(Interface markup and scripts)
******************************
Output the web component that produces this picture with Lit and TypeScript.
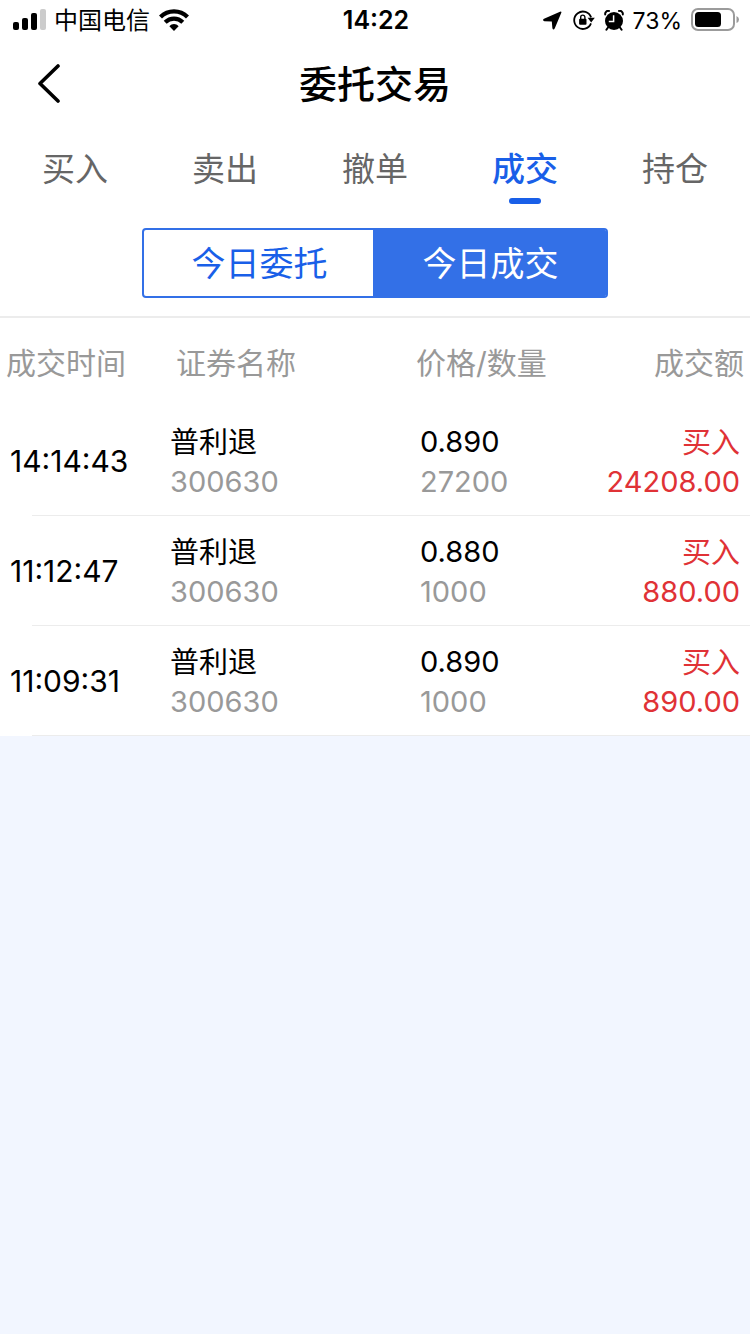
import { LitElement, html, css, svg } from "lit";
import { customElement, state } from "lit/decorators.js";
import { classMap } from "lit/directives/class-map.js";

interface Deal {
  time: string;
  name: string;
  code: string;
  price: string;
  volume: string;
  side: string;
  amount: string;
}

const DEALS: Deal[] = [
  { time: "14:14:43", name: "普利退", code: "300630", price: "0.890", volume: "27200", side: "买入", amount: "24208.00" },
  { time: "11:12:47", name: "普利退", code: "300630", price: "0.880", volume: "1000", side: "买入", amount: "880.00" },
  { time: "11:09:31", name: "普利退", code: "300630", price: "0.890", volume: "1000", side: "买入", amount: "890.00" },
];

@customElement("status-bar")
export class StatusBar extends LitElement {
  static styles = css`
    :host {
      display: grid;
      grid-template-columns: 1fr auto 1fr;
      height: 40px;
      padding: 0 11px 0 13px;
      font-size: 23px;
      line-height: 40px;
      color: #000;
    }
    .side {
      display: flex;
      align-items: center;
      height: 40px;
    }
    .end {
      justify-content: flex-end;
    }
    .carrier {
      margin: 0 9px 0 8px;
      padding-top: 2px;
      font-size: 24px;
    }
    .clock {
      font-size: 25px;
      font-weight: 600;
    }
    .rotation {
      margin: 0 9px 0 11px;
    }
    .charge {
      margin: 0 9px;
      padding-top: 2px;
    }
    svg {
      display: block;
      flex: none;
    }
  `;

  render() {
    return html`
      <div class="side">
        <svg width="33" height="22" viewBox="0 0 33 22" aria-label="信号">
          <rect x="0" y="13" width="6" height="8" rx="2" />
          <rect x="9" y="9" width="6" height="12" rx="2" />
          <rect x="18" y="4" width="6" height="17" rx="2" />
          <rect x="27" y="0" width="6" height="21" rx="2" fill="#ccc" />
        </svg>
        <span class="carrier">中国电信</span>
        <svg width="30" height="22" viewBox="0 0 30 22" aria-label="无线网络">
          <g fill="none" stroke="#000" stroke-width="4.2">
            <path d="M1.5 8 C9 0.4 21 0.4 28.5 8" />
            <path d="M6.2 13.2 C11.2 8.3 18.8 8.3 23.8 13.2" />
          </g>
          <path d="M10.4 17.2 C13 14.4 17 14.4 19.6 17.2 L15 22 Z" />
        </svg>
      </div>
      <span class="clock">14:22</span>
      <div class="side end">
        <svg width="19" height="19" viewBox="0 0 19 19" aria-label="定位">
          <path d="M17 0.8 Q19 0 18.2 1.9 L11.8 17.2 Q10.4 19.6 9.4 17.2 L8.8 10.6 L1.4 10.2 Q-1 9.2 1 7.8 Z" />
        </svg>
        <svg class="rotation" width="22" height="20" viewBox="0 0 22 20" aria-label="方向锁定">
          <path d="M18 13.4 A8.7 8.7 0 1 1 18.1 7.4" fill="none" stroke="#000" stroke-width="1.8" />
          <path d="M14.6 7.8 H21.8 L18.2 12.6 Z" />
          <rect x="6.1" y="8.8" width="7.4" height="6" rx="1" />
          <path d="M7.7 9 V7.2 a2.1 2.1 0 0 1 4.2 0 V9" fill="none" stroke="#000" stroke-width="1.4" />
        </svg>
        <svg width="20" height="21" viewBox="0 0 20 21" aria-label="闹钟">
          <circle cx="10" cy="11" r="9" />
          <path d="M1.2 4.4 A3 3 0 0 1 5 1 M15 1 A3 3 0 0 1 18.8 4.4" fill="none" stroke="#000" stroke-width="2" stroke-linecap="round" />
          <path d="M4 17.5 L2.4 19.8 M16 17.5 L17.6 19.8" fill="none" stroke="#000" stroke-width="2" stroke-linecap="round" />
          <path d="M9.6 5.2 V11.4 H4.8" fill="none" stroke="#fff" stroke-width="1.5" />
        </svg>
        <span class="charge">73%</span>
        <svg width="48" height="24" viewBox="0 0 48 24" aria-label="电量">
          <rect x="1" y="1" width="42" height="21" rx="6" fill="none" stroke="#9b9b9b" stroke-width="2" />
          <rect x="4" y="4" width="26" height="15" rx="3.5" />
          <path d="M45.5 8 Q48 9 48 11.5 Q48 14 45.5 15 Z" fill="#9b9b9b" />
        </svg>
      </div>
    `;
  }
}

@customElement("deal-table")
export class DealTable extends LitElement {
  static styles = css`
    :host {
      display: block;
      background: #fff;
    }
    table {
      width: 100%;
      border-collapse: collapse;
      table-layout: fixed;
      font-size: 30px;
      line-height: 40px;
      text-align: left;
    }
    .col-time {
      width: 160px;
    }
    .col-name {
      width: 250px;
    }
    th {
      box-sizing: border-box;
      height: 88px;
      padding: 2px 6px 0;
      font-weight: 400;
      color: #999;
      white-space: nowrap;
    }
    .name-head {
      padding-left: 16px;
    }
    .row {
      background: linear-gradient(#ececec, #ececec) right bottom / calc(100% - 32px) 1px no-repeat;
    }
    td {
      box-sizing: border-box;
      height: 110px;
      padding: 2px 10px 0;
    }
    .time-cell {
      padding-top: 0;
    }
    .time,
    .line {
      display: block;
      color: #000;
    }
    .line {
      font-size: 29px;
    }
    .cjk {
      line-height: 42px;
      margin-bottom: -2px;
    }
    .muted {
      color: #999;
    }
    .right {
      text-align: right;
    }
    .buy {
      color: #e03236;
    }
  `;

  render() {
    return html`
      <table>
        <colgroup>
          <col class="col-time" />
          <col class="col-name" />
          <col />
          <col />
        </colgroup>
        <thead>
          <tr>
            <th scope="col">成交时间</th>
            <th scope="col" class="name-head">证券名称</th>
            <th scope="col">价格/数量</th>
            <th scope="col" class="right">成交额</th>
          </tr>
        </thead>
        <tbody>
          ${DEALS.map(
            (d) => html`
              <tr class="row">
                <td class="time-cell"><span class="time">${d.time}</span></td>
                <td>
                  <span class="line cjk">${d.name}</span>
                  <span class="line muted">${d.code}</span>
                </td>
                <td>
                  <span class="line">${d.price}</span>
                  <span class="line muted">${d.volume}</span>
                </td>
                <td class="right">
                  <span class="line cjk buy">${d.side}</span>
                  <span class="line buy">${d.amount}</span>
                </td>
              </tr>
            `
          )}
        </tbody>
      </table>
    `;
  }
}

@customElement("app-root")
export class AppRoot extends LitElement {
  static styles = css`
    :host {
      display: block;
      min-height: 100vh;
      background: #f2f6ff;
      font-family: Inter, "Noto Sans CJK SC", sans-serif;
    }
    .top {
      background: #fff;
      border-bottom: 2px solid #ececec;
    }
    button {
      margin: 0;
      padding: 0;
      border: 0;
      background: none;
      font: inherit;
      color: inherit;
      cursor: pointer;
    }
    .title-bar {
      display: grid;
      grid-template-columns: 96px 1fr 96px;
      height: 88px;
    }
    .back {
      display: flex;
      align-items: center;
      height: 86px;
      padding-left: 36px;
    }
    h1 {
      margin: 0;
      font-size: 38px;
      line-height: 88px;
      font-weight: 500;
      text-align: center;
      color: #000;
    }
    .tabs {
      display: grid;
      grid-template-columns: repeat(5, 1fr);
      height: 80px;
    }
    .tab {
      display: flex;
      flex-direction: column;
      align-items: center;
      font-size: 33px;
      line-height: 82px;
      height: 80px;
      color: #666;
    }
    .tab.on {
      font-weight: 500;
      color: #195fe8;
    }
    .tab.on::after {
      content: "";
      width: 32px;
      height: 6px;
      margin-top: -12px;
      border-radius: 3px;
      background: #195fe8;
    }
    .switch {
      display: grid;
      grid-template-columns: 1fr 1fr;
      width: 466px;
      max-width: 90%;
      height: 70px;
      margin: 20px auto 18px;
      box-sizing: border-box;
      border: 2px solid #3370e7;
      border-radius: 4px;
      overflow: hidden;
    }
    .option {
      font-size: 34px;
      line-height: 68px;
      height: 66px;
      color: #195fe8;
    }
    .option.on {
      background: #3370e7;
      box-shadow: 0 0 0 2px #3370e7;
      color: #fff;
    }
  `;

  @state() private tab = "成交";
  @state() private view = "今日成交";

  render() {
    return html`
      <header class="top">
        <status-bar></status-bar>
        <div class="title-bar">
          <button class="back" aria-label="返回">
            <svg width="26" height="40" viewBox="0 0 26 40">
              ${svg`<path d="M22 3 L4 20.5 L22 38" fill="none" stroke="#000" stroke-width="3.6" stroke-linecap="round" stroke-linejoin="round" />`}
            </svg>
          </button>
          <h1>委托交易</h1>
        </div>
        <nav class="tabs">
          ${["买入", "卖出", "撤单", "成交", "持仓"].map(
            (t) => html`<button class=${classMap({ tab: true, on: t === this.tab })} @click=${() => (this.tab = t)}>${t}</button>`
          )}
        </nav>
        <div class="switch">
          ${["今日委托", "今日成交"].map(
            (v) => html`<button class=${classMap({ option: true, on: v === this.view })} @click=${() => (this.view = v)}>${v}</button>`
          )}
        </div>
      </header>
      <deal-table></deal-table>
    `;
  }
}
******************************
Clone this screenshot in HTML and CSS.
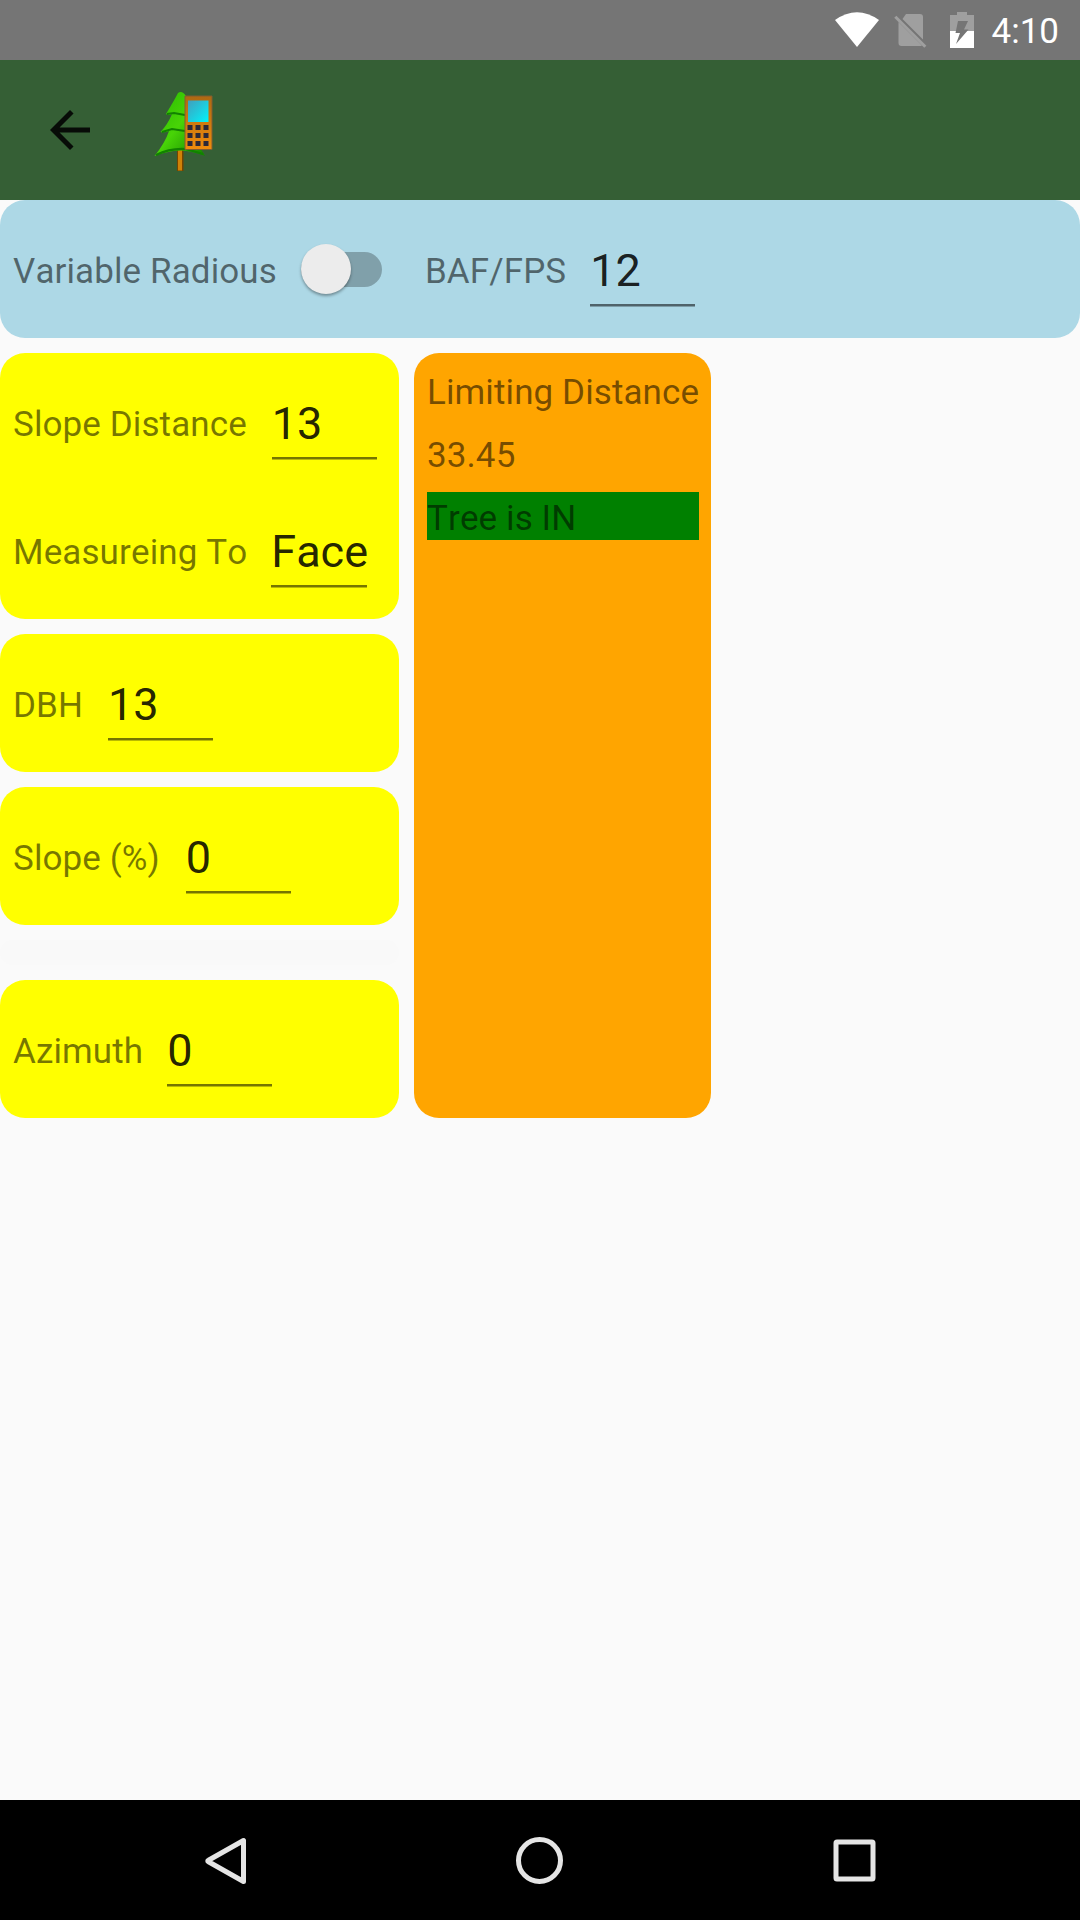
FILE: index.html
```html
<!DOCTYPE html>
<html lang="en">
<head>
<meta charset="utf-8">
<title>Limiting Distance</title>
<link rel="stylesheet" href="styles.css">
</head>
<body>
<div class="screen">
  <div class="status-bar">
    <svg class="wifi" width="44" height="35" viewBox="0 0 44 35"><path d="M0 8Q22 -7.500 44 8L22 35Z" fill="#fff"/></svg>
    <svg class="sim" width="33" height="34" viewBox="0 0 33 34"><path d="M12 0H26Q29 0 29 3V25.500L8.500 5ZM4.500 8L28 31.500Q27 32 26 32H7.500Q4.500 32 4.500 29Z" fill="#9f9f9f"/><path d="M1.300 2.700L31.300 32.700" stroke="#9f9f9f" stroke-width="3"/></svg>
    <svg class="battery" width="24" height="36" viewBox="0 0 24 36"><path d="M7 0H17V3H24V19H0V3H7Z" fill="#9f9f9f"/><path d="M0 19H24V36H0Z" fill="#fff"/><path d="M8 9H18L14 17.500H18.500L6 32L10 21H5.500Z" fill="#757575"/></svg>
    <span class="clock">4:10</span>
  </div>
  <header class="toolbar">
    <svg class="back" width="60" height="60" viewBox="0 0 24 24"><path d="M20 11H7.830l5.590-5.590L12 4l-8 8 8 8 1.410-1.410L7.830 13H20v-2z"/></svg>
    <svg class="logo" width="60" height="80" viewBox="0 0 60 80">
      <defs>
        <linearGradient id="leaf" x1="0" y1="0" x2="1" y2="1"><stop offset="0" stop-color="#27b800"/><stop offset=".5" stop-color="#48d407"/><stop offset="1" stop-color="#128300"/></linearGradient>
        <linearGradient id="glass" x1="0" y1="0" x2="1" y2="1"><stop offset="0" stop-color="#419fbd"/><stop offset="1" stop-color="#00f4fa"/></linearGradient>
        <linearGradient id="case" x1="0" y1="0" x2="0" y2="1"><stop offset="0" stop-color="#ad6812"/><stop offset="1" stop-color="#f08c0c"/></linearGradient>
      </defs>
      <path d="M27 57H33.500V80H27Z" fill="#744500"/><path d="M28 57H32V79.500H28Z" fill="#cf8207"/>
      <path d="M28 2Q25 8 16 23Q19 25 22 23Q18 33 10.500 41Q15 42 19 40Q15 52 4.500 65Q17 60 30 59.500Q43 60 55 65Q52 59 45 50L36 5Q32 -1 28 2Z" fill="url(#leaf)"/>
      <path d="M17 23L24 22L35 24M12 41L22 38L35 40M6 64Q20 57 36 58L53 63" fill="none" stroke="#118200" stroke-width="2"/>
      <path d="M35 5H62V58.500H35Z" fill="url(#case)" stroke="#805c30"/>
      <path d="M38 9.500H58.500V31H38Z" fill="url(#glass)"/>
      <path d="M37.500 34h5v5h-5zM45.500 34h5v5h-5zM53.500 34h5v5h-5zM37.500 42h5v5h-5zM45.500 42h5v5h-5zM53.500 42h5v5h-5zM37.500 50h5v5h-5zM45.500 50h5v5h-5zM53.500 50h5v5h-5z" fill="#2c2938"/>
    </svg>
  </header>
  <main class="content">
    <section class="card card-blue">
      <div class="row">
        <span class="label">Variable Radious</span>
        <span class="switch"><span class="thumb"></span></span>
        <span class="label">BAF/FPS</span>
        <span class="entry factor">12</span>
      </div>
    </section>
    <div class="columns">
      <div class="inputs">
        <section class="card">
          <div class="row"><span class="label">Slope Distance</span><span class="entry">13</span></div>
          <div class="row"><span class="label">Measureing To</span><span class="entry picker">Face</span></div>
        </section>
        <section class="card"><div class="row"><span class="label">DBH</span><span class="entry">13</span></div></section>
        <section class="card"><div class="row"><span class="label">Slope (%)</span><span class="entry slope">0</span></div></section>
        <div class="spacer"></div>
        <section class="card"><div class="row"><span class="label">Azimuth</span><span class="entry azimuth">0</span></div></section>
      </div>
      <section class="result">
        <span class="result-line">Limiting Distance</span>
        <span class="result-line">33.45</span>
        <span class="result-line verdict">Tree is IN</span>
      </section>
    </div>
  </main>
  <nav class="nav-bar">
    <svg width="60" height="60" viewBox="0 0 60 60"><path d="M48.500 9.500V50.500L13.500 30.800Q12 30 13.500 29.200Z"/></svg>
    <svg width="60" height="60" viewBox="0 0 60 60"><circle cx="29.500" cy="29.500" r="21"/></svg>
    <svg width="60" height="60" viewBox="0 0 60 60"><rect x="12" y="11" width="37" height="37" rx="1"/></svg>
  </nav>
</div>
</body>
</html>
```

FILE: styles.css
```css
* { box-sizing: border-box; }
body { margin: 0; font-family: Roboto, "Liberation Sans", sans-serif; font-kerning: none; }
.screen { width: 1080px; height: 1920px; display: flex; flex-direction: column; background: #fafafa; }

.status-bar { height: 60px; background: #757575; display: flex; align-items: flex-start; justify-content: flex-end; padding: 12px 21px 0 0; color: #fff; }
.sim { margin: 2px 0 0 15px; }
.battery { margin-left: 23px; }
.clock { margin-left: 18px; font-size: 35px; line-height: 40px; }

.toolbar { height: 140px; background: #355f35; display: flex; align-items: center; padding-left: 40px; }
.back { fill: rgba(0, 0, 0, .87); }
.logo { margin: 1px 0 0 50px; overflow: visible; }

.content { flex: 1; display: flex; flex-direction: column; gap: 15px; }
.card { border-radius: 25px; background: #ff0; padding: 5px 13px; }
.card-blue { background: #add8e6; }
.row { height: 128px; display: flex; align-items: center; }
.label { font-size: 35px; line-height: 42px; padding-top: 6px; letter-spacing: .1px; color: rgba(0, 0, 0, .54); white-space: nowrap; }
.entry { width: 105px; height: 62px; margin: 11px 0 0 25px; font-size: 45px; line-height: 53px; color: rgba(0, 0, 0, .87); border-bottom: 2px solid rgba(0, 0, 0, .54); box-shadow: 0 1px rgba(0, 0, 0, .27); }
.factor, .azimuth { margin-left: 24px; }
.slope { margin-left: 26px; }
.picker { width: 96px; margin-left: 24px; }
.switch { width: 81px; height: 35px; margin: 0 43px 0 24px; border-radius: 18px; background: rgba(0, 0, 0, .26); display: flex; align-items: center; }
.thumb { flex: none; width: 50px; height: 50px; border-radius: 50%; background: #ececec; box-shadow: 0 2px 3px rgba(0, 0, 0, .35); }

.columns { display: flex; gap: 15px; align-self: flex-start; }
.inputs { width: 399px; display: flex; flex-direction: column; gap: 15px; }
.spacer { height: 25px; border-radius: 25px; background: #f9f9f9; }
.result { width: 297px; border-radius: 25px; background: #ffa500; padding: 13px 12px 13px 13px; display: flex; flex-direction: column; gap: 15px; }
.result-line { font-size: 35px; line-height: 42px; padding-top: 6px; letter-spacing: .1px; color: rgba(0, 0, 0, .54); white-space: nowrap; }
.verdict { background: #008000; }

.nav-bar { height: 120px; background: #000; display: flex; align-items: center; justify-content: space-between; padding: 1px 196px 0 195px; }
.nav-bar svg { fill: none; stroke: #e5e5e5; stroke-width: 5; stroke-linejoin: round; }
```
******************************
WHAT IS ASKED: From the records above, pull out every line containing the word "this".

ANSWER:
Output the web component that produces this picture with Lit and TypeScript.
            (t) => html`<button class=${classMap({ tab: true, on: t === this.tab })} @click=${() => (this.tab = t)}>${t}</button>`
            (v) => html`<button class=${classMap({ option: true, on: v === this.view })} @click=${() => (this.view = v)}>${v}</button>`
Clone this screenshot in HTML and CSS.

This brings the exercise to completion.